En general, por consiguiente, el precio de la vivienda todavía tiene que caer, al menos un 25%... a menos que los alquileres suban otro tanto. Y mal haríamos en pensar que lo mejor que podría pasarnos es que ese ajuste no se produzca; pues del mismo modo en que los aumentos artificiales de precios del ladrillo concentraron los factores productivos en actividades insostenibles –hipertrofia de inmobiliarias, de constructoras, de cementeras, de productoras y distribuidoras de muebles...–, las resistencias artificiales al ajuste impiden que se recoloquen allí donde debieran. No sólo, que también, porque a ver qué productor quiere ponerse a construir ahora nuevos pisos hasta que el stock existente no haya sido absorbido y hasta que los precios no hayan dejado de caer, sino porque multitud de proyectos que podrían ser rentables con unas viviendas un 25% o un 50% más baratas, no llegan siquiera a plantearse ante los inflados precios actuales.

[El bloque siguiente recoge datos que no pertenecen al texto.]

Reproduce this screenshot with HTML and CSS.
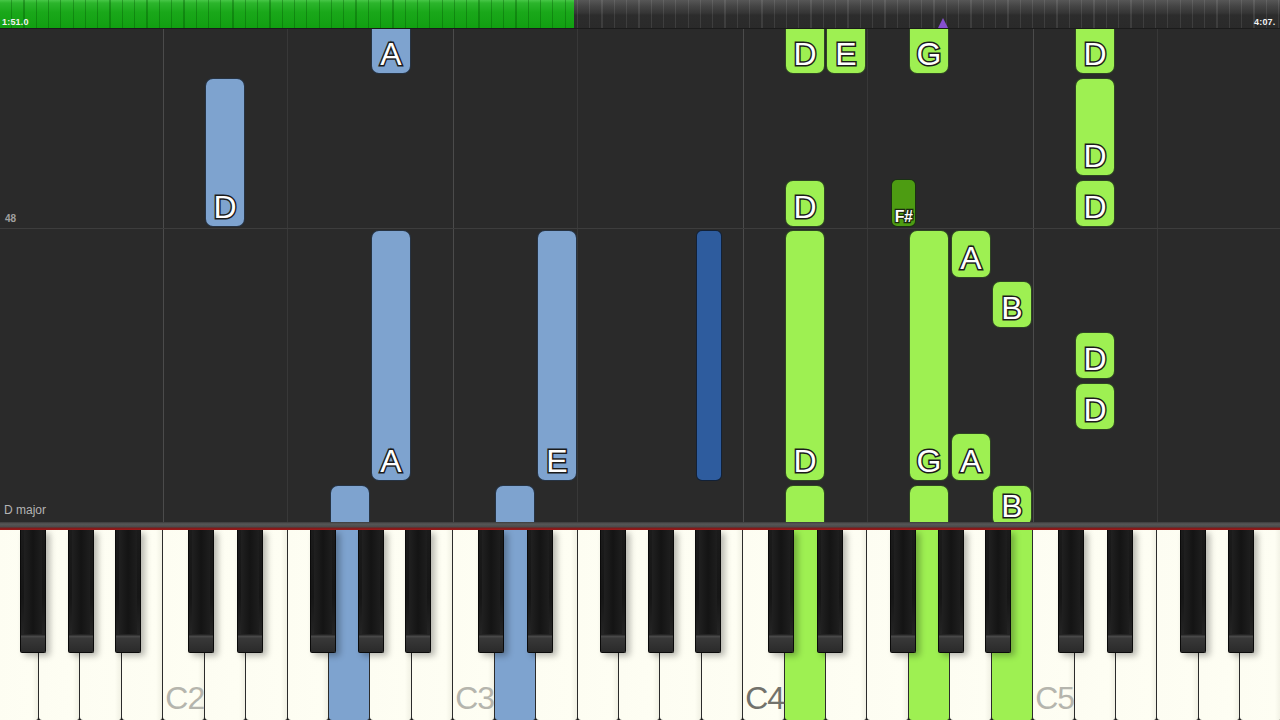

La solución al entuerto, lo siento, no es que nos hagamos trampas al solitario falsificando el auténtico valor de los activos, creyendo que es sostenible y razonable que continuemos adelantando entre 25 y 30 años de alquiler para adquirir una vivienda. Asumamos la pérdida y tratemos de recolocarlos allí donde son más valiosos; millón y medio de inmuebles vacíos y artificialmente caros no generan riqueza, millón y medio de almacenes, laboratorios, locales comerciales, oficinas y viviendas, sí. Es decir, señores Zapatero y Trichet, dejen de hacerles transfusiones a las cajas. Sólo así cortarán la refinanciación a los promotores y estos, por concurso voluntario o involuntario, procederán a liquidar sus centenares de miles de pisos vacíos. Ya hemos perdido tres años, no perdamos otros tres.